72 hours and 300 miles later I found myself traveling down highway 178 through Death Valley at 70 miles an hour. The hairdryer of 100-degree temperatures was blasting me in the face. The air conditioning couldn't seem to keep up, so at a certain point I end up rolling the window down and sticking my head out like a dog. Needless to say, it wasn't helping. Death Valley is very easily my favorite place in California and quite possibly the country. It is my Mecca. I make a point to drive out once a year, and still after years of doing this I am always blown away by the landscape and unadulterated extremes of the park. The expanse of Death Valley is unimaginable. At 5,300 square miles and about 3.5 million acres, the park is larger than the state of Connecticut. The place was built for my next digital secret weapon. The di-GPS slides onto the top of my Canon body in the hot shoe port. It records and embeds my GPS location in the metadata of each shot I take. Some of the locations I like to explore in Death Valley are quite remote. The Racetrack, for instance, is half a day's drive from the nearest town, most of it at 5 mph on an off-road trail over large boulders and up the side of a mountain. No matter where I am on the planet, the di-GPS will log my location so that years later I will be able to pull that image up and know within a few feet where it was taken.

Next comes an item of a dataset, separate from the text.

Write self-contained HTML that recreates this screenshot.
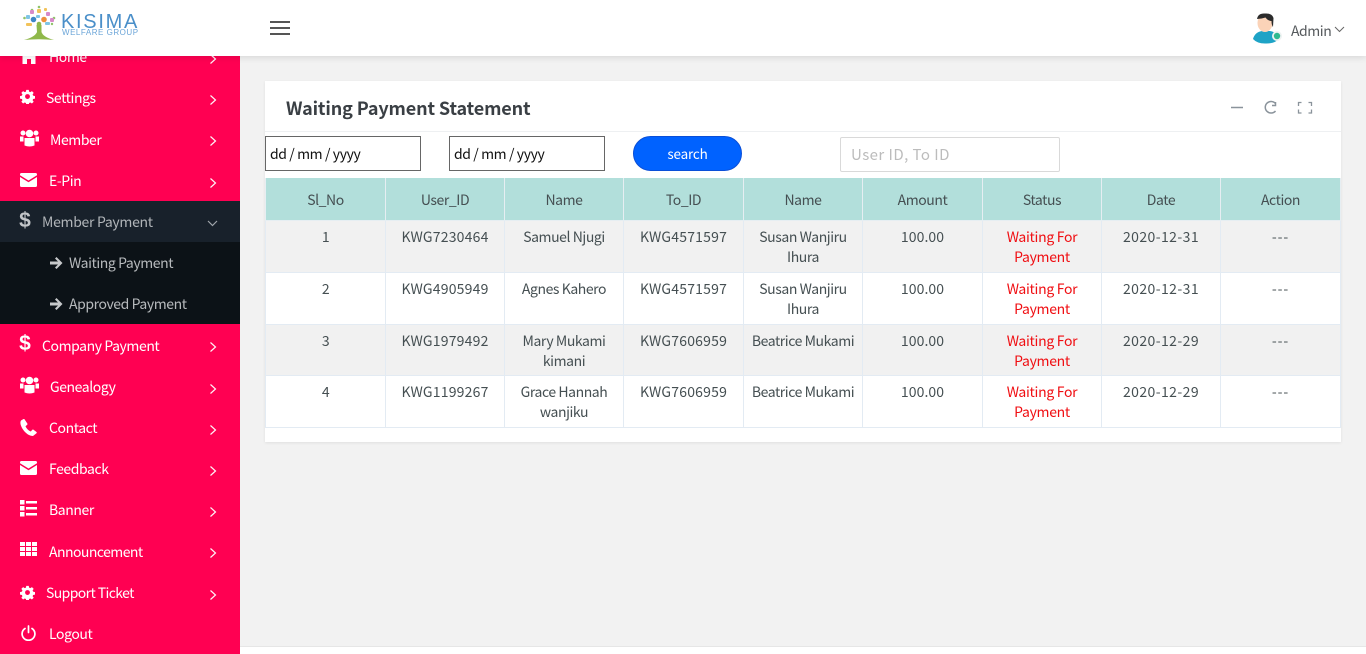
<!DOCTYPE html>
<html><head><meta charset="utf-8"><title>Waiting Payment Statement</title>
<style>
*{box-sizing:border-box}
html,body{margin:0;padding:0;width:1366px;height:654px;overflow:hidden;background:#f2f2f2;font-family:"Noto Sans CJK SC","Liberation Sans",sans-serif;font-size:14px;color:#404e4d}
.a{position:absolute;white-space:nowrap}
#top{position:absolute;left:0;top:0;width:1366px;height:56px;background:#fff;box-shadow:0 2px 6px rgba(0,0,0,.1);z-index:5}
#side{position:absolute;left:0;top:0;width:240px;height:654px;background:#ff0052;overflow:hidden;z-index:4}
#side .t{position:absolute;color:#fff;font-size:14px;line-height:20px;letter-spacing:-.42px;white-space:nowrap}
#side svg{position:absolute}
.dk{position:absolute;left:0;width:240px}
#foot{position:absolute;left:240px;top:646px;width:1126px;height:8px;background:#fff;border-top:1px solid #e6e6e6}
#card{position:absolute;left:265px;top:81px;width:1076px;height:361px;background:#fff;box-shadow:0 1px 3px rgba(0,0,0,.08)}
#hl{position:absolute;left:265px;top:131px;width:1076px;height:1px;background:#eef0f2}
table{position:absolute;left:265px;top:178px;width:1075px;border-collapse:collapse;table-layout:fixed;font-size:14px;letter-spacing:-.43px;color:#454f52}
td,th{border:1px solid #e3ebf3;text-align:center;vertical-align:top;font-weight:400;padding:6px 4px 0;line-height:20.5px}
th{background:#b2dfdb;height:42px;padding-top:12px;border-color:#e6eef2;border-top:0}
tr.o td{background:#f1f1f1}
.r{color:#f00e12;letter-spacing:-.3px}
.i{letter-spacing:.2px}
.d{letter-spacing:.42px}
.m{letter-spacing:.1px}
.x{letter-spacing:.9px}
</style></head><body>
<div id="foot"></div>
<div id="card"></div><div id="hl"></div>

<div class="a" style="left:286px;top:95px;font-size:18px;line-height:26px;font-weight:700;letter-spacing:-.13px;color:#3a3f44">Waiting Payment Statement</div>

<svg class="a" style="left:1225px;top:96px" width="95" height="24" viewBox="0 0 95 24" fill="none" stroke="#8a939b" stroke-width="1.5">
<path d="M6 11.500H18"/>
<path d="M50.500 7.500A5.800 5.800 0 1 0 50.500 15M50.500 6V9.500H47"/>
<path d="M73.500 10V6.500H76.500M83.500 6.500H86.500V10M86.500 13.500V17H83.500M76.500 17H73.500V13.500" stroke-width="1.300"/>
</svg>

<div class="a" style="left:265px;top:136px;width:156px;height:35px;border:1px solid #666;background:#fff;color:#111;padding-left:4px;line-height:35px;letter-spacing:-.4px">dd / mm / yyyy</div>
<div class="a" style="left:449px;top:136px;width:156px;height:35px;border:1px solid #666;background:#fff;color:#111;padding-left:4px;line-height:35px;letter-spacing:-.4px">dd / mm / yyyy</div>
<div class="a" style="left:633px;top:136px;width:109px;height:35px;border:1px solid #0a4fd8;border-radius:18px;background:#0062ff;color:#fff;text-align:center;line-height:33px;font-size:13.500px;letter-spacing:-.2px">search</div>
<div class="a" style="left:840px;top:137px;width:220px;height:35px;border:1px solid #d9d9d9;border-radius:2px;background:#fff;color:#bcbcbc;padding-left:10px;line-height:34px;font-size:15px;letter-spacing:.45px">User ID, To ID</div>

<table>
<colgroup><col style="width:120px"><col style="width:119px"><col style="width:119px"><col style="width:120px"><col style="width:119px"><col style="width:120px"><col style="width:119px"><col style="width:119px"><col style="width:120px"></colgroup>
<tr><th>Sl_No</th><th>User_ID</th><th>Name</th><th>To_ID</th><th>Name</th><th>Amount</th><th>Status</th><th>Date</th><th>Action</th></tr>
<tr class="o" style="height:52px"><td>1</td><td class="i">KWG7230464</td><td>Samuel Njugi</td><td class="i">KWG4571597</td><td>Susan Wanjiru Ihura</td><td class="m">100.00</td><td class="r">Waiting For Payment</td><td class="d">2020-12-31</td><td class="x">---</td></tr>
<tr style="height:52px"><td>2</td><td class="i">KWG4905949</td><td>Agnes Kahero</td><td class="i">KWG4571597</td><td>Susan Wanjiru Ihura</td><td class="m">100.00</td><td class="r">Waiting For Payment</td><td class="d">2020-12-31</td><td class="x">---</td></tr>
<tr class="o" style="height:51px"><td>3</td><td class="i">KWG1979492</td><td>Mary Mukami kimani</td><td class="i">KWG7606959</td><td>Beatrice Mukami</td><td class="m">100.00</td><td class="r">Waiting For Payment</td><td class="d">2020-12-29</td><td class="x">---</td></tr>
<tr style="height:52px"><td>4</td><td class="i">KWG1199267</td><td>Grace Hannah wanjiku</td><td class="i">KWG7606959</td><td>Beatrice Mukami</td><td class="m">100.00</td><td class="r">Waiting For Payment</td><td class="d">2020-12-29</td><td class="x">---</td></tr>
</table>

<div id="side">
<div class="dk" style="top:201px;height:41px;background:#18212b"></div>
<div class="dk" style="top:242px;height:82px;background:#0c1217"></div>

<svg style="left:20px;top:46px" width="18" height="18" viewBox="0 0 18 18" fill="#fff"><path d="M9 2L0 10h2.500v8h4.500v-5h4v5h4.500v-8H18z"/></svg>
<div class="t" style="left:49px;top:47px">Home</div>

<svg style="left:20px;top:89px" width="15" height="15" viewBox="0 0 16 16"><path d="M6.500 0h3l.4 2.200 1.500.6L13.300 1.500l2.100 2.100-1.300 1.900.6 1.500 2.300.5v3l-2.300.4-.6 1.500 1.300 1.900-2.100 2.100-1.900-1.300-1.500.6-.4 2.300h-3l-.4-2.300-1.500-.6-1.900 1.300L.6 14.300l1.300-1.900-.6-1.500L-1 10.500v-3l2.300-.5.6-1.500L.6 3.600 2.700 1.500l1.900 1.300 1.500-.6z" transform="translate(.9 .9) scale(.89)" fill="#fff"/><circle cx="8" cy="8" r="2.600" fill="#ff0052"/></svg>
<div class="t" style="left:46px;top:88px">Settings</div>

<svg style="left:20px;top:129px" width="19" height="18" viewBox="0 0 19 18" fill="#fff"><circle cx="3" cy="4" r="2.500"/><circle cx="16" cy="4" r="2.500"/><circle cx="9.500" cy="4.500" r="3.800"/><path d="M0 7.500h3.500v5H0zM15.500 7.500H19v5h-3.500zM4.500 9h10v7.500q-5 2-10 0z"/></svg>
<div class="t" style="left:50px;top:130px">Member</div>

<svg style="left:20px;top:173px" width="17" height="14" viewBox="0 0 17 14" fill="#fff"><path d="M0 1.500Q0 0 1.500 0h14Q17 0 17 1.500v.8L8.500 7.500 0 2.300zM0 4l8.500 5.200L17 4v8.500q0 1.500-1.500 1.500h-14Q0 14 0 12.500z"/></svg>
<div class="t" style="left:49px;top:171px">E-Pin</div>

<div class="a" style="left:19px;top:209px;width:12px;text-align:center;font-family:'Liberation Sans',sans-serif;font-weight:700;font-size:21px;line-height:24px;color:#c2c5c8">$</div>
<div class="t" style="left:42px;top:212px;color:#b1b5b9;letter-spacing:-.3px">Member Payment</div>

<svg style="left:50px;top:257px" width="13" height="12" viewBox="0 0 13 12" fill="#c6c8ca"><path d="M6.500 0L12.500 6 6.500 12 5 10.500 8 7.500H0v-3h8L5 1.500z"/></svg>
<div class="t" style="left:69px;top:253px;color:#b7babd">Waiting Payment</div>
<svg style="left:50px;top:298px" width="13" height="12" viewBox="0 0 13 12" fill="#c6c8ca"><path d="M6.500 0L12.500 6 6.500 12 5 10.500 8 7.500H0v-3h8L5 1.500z"/></svg>
<div class="t" style="left:69px;top:294px;color:#b7babd">Approved Payment</div>

<div class="a" style="left:19px;top:332px;width:12px;text-align:center;font-family:'Liberation Sans',sans-serif;font-weight:700;font-size:21px;line-height:24px;color:#fff">$</div>
<div class="t" style="left:42px;top:336px">Company Payment</div>

<svg style="left:20px;top:376px" width="19" height="18" viewBox="0 0 19 18" fill="#fff"><circle cx="3" cy="4" r="2.500"/><circle cx="16" cy="4" r="2.500"/><circle cx="9.500" cy="4.500" r="3.800"/><path d="M0 7.500h3.500v5H0zM15.500 7.500H19v5h-3.500zM4.500 9h10v7.500q-5 2-10 0z"/></svg>
<div class="t" style="left:50px;top:377px">Genealogy</div>

<svg style="left:20px;top:419px" width="17" height="17" viewBox="0 0 17 17" fill="#fff"><path d="M3.500 0L1 1.500C0 3 0 6 3 10.500c3 4.500 7 6.500 10 6.500l3.500-2.800c.4-.4.3-.9 0-1.200l-3-2.300c-.4-.3-.9-.2-1.200.1l-1.500 1.700c-2.500-1-4.300-3-5.300-5.300l1.700-1.500c.3-.3.400-.8.100-1.200L4.500.2C4.300 0 3.800-.1 3.500 0z"/></svg>
<div class="t" style="left:49px;top:418px">Contact</div>

<svg style="left:20px;top:461px" width="17" height="14" viewBox="0 0 17 14" fill="#fff"><path d="M0 1.500Q0 0 1.500 0h14Q17 0 17 1.500v.8L8.500 7.500 0 2.300zM0 4l8.500 5.200L17 4v8.500q0 1.500-1.500 1.500h-14Q0 14 0 12.500z"/></svg>
<div class="t" style="left:49px;top:459px">Feedback</div>

<svg style="left:20px;top:500px" width="17" height="17" viewBox="0 0 17 17" fill="#fff"><path d="M0 0h4.500v4.500H0zM0 6h4.500v4.500H0zM0 12h4.500v4.500H0zM6 1h11v2.500H6zM6 7h11v2.500H6zM6 13h11v2.500H6z"/></svg>
<div class="t" style="left:49px;top:500px">Banner</div>

<svg style="left:20px;top:542px" width="17" height="14" viewBox="0 0 17 14" fill="#fff"><path d="M0 0h5v4H0zM6 0h5v4H6zM12 0h5v4h-5zM0 5h5v4H0zM6 5h5v4H6zM12 5h5v4h-5zM0 10h5v4H0zM6 10h5v4H6zM12 10h5v4h-5z"/></svg>
<div class="t" style="left:49px;top:542px;letter-spacing:-.55px">Announcement</div>

<svg style="left:20px;top:585px" width="15" height="15" viewBox="0 0 16 16"><path d="M6.500 0h3l.4 2.200 1.500.6L13.300 1.500l2.100 2.100-1.300 1.900.6 1.500 2.300.5v3l-2.300.4-.6 1.500 1.300 1.900-2.100 2.100-1.900-1.300-1.500.6-.4 2.300h-3l-.4-2.300-1.500-.6-1.900 1.300L.6 14.300l1.300-1.900-.6-1.500L-1 10.500v-3l2.300-.5.6-1.500L.6 3.600 2.700 1.500l1.900 1.300 1.500-.6z" transform="translate(.9 .9) scale(.89)" fill="#fff"/><circle cx="8" cy="8" r="2.600" fill="#ff0052"/></svg>
<div class="t" style="left:46px;top:583px;letter-spacing:-.6px">Support Ticket</div>

<svg style="left:21px;top:625px" width="15" height="16" viewBox="0 0 15 16" fill="none" stroke="#fff" stroke-width="1.700" stroke-linecap="round"><path d="M4 3.500A6.400 6.400 0 1 0 11 3.500M7.500 1V7.500"/></svg>
<div class="t" style="left:49px;top:624px">Logout</div>

<svg style="left:0;top:0" width="240" height="654" fill="none" stroke="#fff" stroke-width="1.200" stroke-opacity=".95">
<path d="M210.500 54.500L215.500 59 210.500 63.500M210.500 95.500L215.500 100 210.500 104.500M210.500 136.500L215.500 141 210.500 145.500M210.500 178.500L215.500 183 210.500 187.500M210.500 342.500L215.500 347 210.500 351.500M210.500 384.500L215.500 389 210.500 393.500M210.500 425.500L215.500 430 210.500 434.500M210.500 466.500L215.500 471 210.500 475.500M210.500 507.500L215.500 512 210.500 516.500M210.500 548.500L215.500 553 210.500 557.500M210.500 590.500L215.500 595 210.500 599.500"/>
<path d="M208 221L212.500 225.500 217 221" stroke="#a8adb2"/>
</svg>
</div>

<div id="top">
<svg class="a" style="left:22px;top:5px" width="36" height="36" viewBox="0 0 36 36">
<path d="M2 35Q13 32 15 27L14.500 20h5L19.500 27Q21 32 32 35Q17 33.500 2 35z" fill="#8fb84a"/>
<g fill="#8fc36a"><circle cx="2.500" cy="13" r="1.300"/><circle cx="32" cy="13" r="1.300"/><circle cx="17" cy="2" r="1.300"/><circle cx="10" cy="5" r="1.300"/><circle cx="30" cy="19" r="1.200"/></g>
<g fill="#d78bc9"><rect x="8" y="5" width="4" height="4" rx="1"/><rect x="24" y="7" width="4" height="4" rx="1"/><rect x="28" y="13" width="4" height="4" rx="1"/></g>
<g fill="#f2c35a"><rect x="15" y="4" width="4" height="4" rx="1"/><rect x="4" y="18" width="6" height="3" rx="1"/><rect x="22" y="3" width="3" height="3" rx="1"/></g>
<g fill="#7fc5e6"><rect x="4" y="10" width="4" height="4" rx="1"/><rect x="14" y="10" width="4" height="3" rx="1"/><rect x="23" y="17" width="5" height="3" rx="1"/></g>
<circle cx="11.500" cy="14.500" r="2.800" fill="#3e86c6"/><circle cx="22" cy="14.500" r="2.800" fill="#ef8f3c"/><circle cx="17" cy="19" r="2.300" fill="#8fb84a"/>
</svg>
<div class="a" style="left:61px;top:10px;font-family:'Liberation Sans',sans-serif;font-size:20px;line-height:24px;letter-spacing:1.700px;color:#4a8fc9">KISIMA</div>
<div class="a" style="left:62px;top:28px;font-family:'Liberation Sans',sans-serif;font-size:8px;line-height:10px;letter-spacing:.52px;color:#6ba5d8">WELFARE GROUP</div>

<svg class="a" style="left:270px;top:21px" width="20" height="15" viewBox="0 0 20 15" fill="#555"><rect y="0" width="20" height="2"/><rect y="6" width="20" height="2"/><rect y="12" width="20" height="2"/></svg>

<svg class="a" style="left:1250px;top:10px" width="34" height="36" viewBox="0 0 34 36">
<path d="M3 29Q5 22 12 21H20Q27 22 29 29Q24 34 15 33.500Q7 33.500 3 29z" fill="#1ea3c6"/>
<ellipse cx="15" cy="13" rx="7.500" ry="9" fill="#fbd3b8"/>
<path d="M7 9Q8 3 15 3.500Q22 3 23.500 8L23 17Q21.500 15 21.500 11Q18 11 15.500 7.500Q11 9 7 9z" fill="#2b2b2b"/>
<circle cx="27" cy="26" r="5" fill="#eef2f2"/><circle cx="27" cy="26" r="3.200" fill="#2fb98f"/>
</svg>
<div class="a" style="left:1291px;top:21px;font-size:14px;line-height:20px;letter-spacing:-.45px;color:#55595c">Admin</div>
<svg class="a" style="left:1334px;top:26px" width="11" height="7" viewBox="0 0 11 7" fill="none" stroke="#666" stroke-width="1"><path d="M1 1L5.500 5.500 10 1"/></svg>
</div>
</body></html>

As I pointed the car back toward San Francisco, the home of Silicon Valley and the dot-com explosion, I realized that I don't have access to a teleportation device, and I wasn't headed back to some sort of domed biosphere... but as a photographer my life has been changed irreparably over the past decade by technology. For better or worse, we have been thrust as a society head first into the digital age. While I still embrace and deeply enjoy photographing with my medium and large-format film cameras, I appreciate and am equally excited by what the future of digital is able to offer.